La conservazione? Al fresco e al buio
Rimane il cruccio della conservazione. L’assenza di alcol espone il vino a un maggiore rischio di contaminazione microbica, rendendolo più suscettibile a ossidazione e deterioramento. «Se conservato correttamente in un luogo fresco, buio e con una temperatura costante, può durare da sei mesi a un anno, a seconda della qualità del prodotto e delle tecniche di produzione utilizzate», precisa l’enologo. «La tendenza dei produttori non è quella di aggiungere i solfiti, come nel vino tradizionale (e non nel biologico), ma di puntare su processi termici di pastorizzazione per uccidere o inattivare batteri patogeni, lieviti e muffe, responsabili della successiva alterazione».
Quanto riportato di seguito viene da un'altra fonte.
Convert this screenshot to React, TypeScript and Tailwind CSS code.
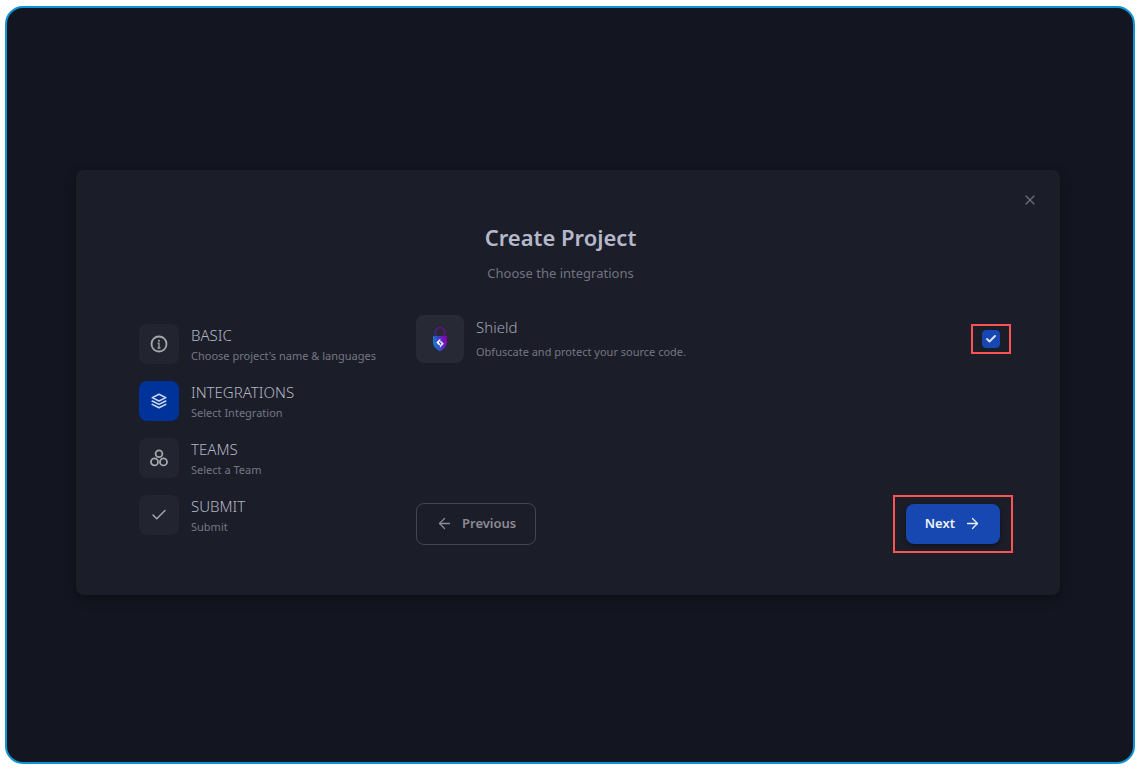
import React, { useState } from "react";
import { ArrowLeft, ArrowRight, Check, X } from "lucide-react";

const InfoIcon = () => (
  <svg width="20" height="20" viewBox="0 0 20 20" fill="none" stroke="currentColor" strokeWidth="1.8">
    <circle cx="10" cy="10" r="7.5" />
    <path d="M8.600 9.200H10v4.800M8.600 14h2.800" strokeWidth="1.3" />
    <circle cx="10" cy="6.800" r="1" fill="currentColor" stroke="none" />
  </svg>
);

const LayersIcon = () => (
  <svg width="18" height="18" viewBox="0 0 24 24" fill="none" stroke="currentColor" strokeWidth="2.2" strokeLinejoin="round" strokeLinecap="round">
    <path d="M12 3 3 7.5l9 4.5 9-4.5L12 3Z" />
    <path d="m3 12 9 4.5 9-4.5" />
    <path d="m3 16.5 9 4.5 9-4.5" />
  </svg>
);

const TeamsIcon = () => (
  <svg width="20" height="20" viewBox="0 0 20 20" fill="none" stroke="currentColor" strokeWidth="1.8">
    <circle cx="10" cy="5.7" r="3.4" />
    <circle cx="5.5" cy="13.9" r="3.5" />
    <circle cx="14.5" cy="13.9" r="3.5" />
  </svg>
);

const ShieldLogo = () => (
  <svg width="16" height="26" viewBox="0 0 16 26" fill="none">
    <defs>
      <linearGradient id="shieldBody" x1="1" y1="18" x2="15" y2="14" gradientUnits="userSpaceOnUse">
        <stop stopColor="#0b86d2" />
        <stop offset="0.5" stopColor="#4a35c4" />
        <stop offset="1" stopColor="#8a00b0" />
      </linearGradient>
      <linearGradient id="shieldLock" x1="3" y1="9" x2="13" y2="2" gradientUnits="userSpaceOnUse">
        <stop stopColor="#3c2a92" />
        <stop offset="1" stopColor="#7c0098" />
      </linearGradient>
    </defs>
    <path d="M3.500 11V6a4.500 4.500 0 0 1 9 0v5" stroke="url(#shieldLock)" strokeWidth="1.500" />
    <path d="M1 10h14v6c0 4.300-3 7.200-7 9.200C4 23.200 1 20.300 1 16v-6Z" fill="url(#shieldBody)" />
    <path d="M8.300 12.500 4.300 16.500l3 3 1.200-1.200-1.800-1.800 1.600-1.600v-2.400Z" fill="#fff" />
    <path d="m7.900 21.700 4-4-3-3-1.200 1.200 1.800 1.800-1.600 1.600v2.400Z" fill="#e6dcff" />
  </svg>
);

const steps = [
  { title: "BASIC", subtitle: "Choose project's name & languages", icon: <InfoIcon /> },
  { title: "INTEGRATIONS", subtitle: "Select Integration", icon: <LayersIcon /> },
  { title: "TEAMS", subtitle: "Select a Team", icon: <TeamsIcon /> },
  { title: "SUBMIT", subtitle: "Submit", icon: <Check size={18} strokeWidth={2} /> },
];

const App = () => {
  const [activeStep, setActiveStep] = useState(1);
  const [shield, setShield] = useState(true);

  return (
    <div className="flex min-h-screen bg-white px-[5px] pt-[6px] pb-1 font-['Noto_Sans','Open_Sans',sans-serif]">
      <div className="flex flex-1 items-center rounded-[18px] border-2 border-[#0d94d2] bg-[#131620] pr-[73px] pb-[6px] pl-[69px]">
        <div className="relative w-full rounded-lg bg-[#1b1d29] pt-[51px] pr-[60px] pb-[50px] pl-[63px] shadow-[0_4px_10px_2px_rgba(0,0,0,0.25)]">
          <button type="button" aria-label="Close" className="absolute top-5 right-5 p-[2px] text-[#6b6d7a]">
            <X size={16} strokeWidth={1.800} />
          </button>
          <div className="pr-[18px] text-center">
            <h1 className="text-[22px] leading-8 font-semibold text-[#b6b8c9]">Create Project</h1>
            <p className="mt-2 text-[13px] leading-6 text-[#717380]">Choose the integrations</p>
          </div>

          <div className="mt-[30px] flex">
            <ol className="mt-[9px] mb-[10px] flex w-[277px] shrink-0 flex-col gap-[17px]">
              {steps.map((step, index) => (
                <li key={step.title}>
                  <button type="button" onClick={() => setActiveStep(index)} className="flex h-10 items-center gap-3 text-left">
                    <span
                      className={
                        index === activeStep
                          ? "flex size-10 items-center justify-center rounded-lg bg-[#003399] text-[#c9d5ee]"
                          : "flex size-10 items-center justify-center rounded-lg bg-[#222530] text-[#a5a6ac]"
                      }
                    >
                      {step.icon}
                    </span>
                    <span className="flex flex-col pt-1">
                      <span className="text-[15px] leading-5 font-light text-[#b4b6c2]">{step.title}</span>
                      <span className="text-[11px] leading-[22px] text-[#757784]">{step.subtitle}</span>
                    </span>
                  </button>
                </li>
              ))}
            </ol>

            <div className="flex flex-1 flex-col justify-between">
              <div className="flex h-12 items-center">
                <span className="flex size-12 items-center justify-center rounded-lg bg-[#272935]">
                  <ShieldLogo />
                </span>
                <label htmlFor="shield" className="ml-3 flex flex-1 flex-col pt-[2px]">
                  <span className="text-[15px] leading-6 font-light text-[#a3a5b2]">Shield</span>
                  <span className="text-[11px] leading-[26px] text-[#757784]">Obfuscate and protect your source code.</span>
                </label>
                <span className="relative flex size-[18px] items-center justify-center">
                  <input
                    id="shield"
                    type="checkbox"
                    checked={shield}
                    onChange={(e) => setShield(e.target.checked)}
                    className="size-[18px] appearance-none rounded-sm border border-[#1747b0] checked:bg-[#1747b0]"
                  />
                  {shield && <Check size={12} strokeWidth={4} className="pointer-events-none absolute text-[#d5def3]" />}
                  <span className="pointer-events-none absolute -inset-x-[11px] -inset-y-[6px] border-2 border-[#ff5252]" />
                </span>
              </div>

              <div className="flex items-center justify-between">
                <button
                  type="button"
                  onClick={() => setActiveStep(Math.max(activeStep - 1, 0))}
                  className="flex h-[42px] items-center gap-[9px] rounded-lg border border-[#434550] px-[19px] text-[13px] font-semibold text-[#8b8c93]"
                >
                  <ArrowLeft size={17} strokeWidth={1.800} />
                  Previous
                </button>
                <span className="relative">
                  <button
                    type="button"
                    onClick={() => setActiveStep(Math.min(activeStep + 1, steps.length - 1))}
                    className="flex h-10 items-center gap-[9px] rounded-lg bg-[#1747b0] px-[19px] text-[13px] font-semibold text-[#eef2fb] shadow-[0_2px_5px_rgba(0,0,0,0.4)]"
                  >
                    Next
                    <ArrowRight size={17} strokeWidth={1.800} />
                  </button>
                  <span className="pointer-events-none absolute -inset-x-[13px] -inset-y-[9px] border-2 border-[#ff5252]" />
                </span>
              </div>
            </div>
          </div>
        </div>
      </div>
    </div>
  );
};

export default App;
La storia del vino dealcolato in Italia è ancora da scrivere, ma è una storia interessante e un esempio di come si possano mantenere le tradizioni pensando alla salute.

Che cosa dice il Codice della strada
Il nuovo Codice della strada, in vigore dal 14 dicembre 2024, ha introdotto misure più severe per chi guida dopo aver consumato alcol. Le sanzioni variano in base al tasso alcolemico rilevato.
• Tra 0,5 e 0,8 g/L: multa fino a 2.170 euro e sospensione della patente da 3 a 6 mesi.
• Tra 0,8 e 1,5 g/L: ammenda fino a 3.200 euro, arresto fino a 6 mesi e sospensione della patente fino a un anno.
• Oltre 1,5 g/L: multa fino a 6.000 euro, arresto fino a un anno e sospensione della patente fino a 2 anni.
In tutti i casi, vengono sottratti 10 punti dalla patente.
Per chi è stato già sanzionato con un tasso alcolemico oltre 0,8 g/L, è obbligatoria l’installazione del dispositivo “alcolock”, che impedisce l’accensione del motore dell’auto se viene rilevata la presenza di alcol. L’obbligo dura 2 o 3 anni a seconda della gravità dell’infrazione.
I neopatentati, che hanno la patente da meno di tre anni, devono mantenere un tasso alcolemico pari a zero: valori superiori comportano sanzioni e la perdita di punti sulla patente.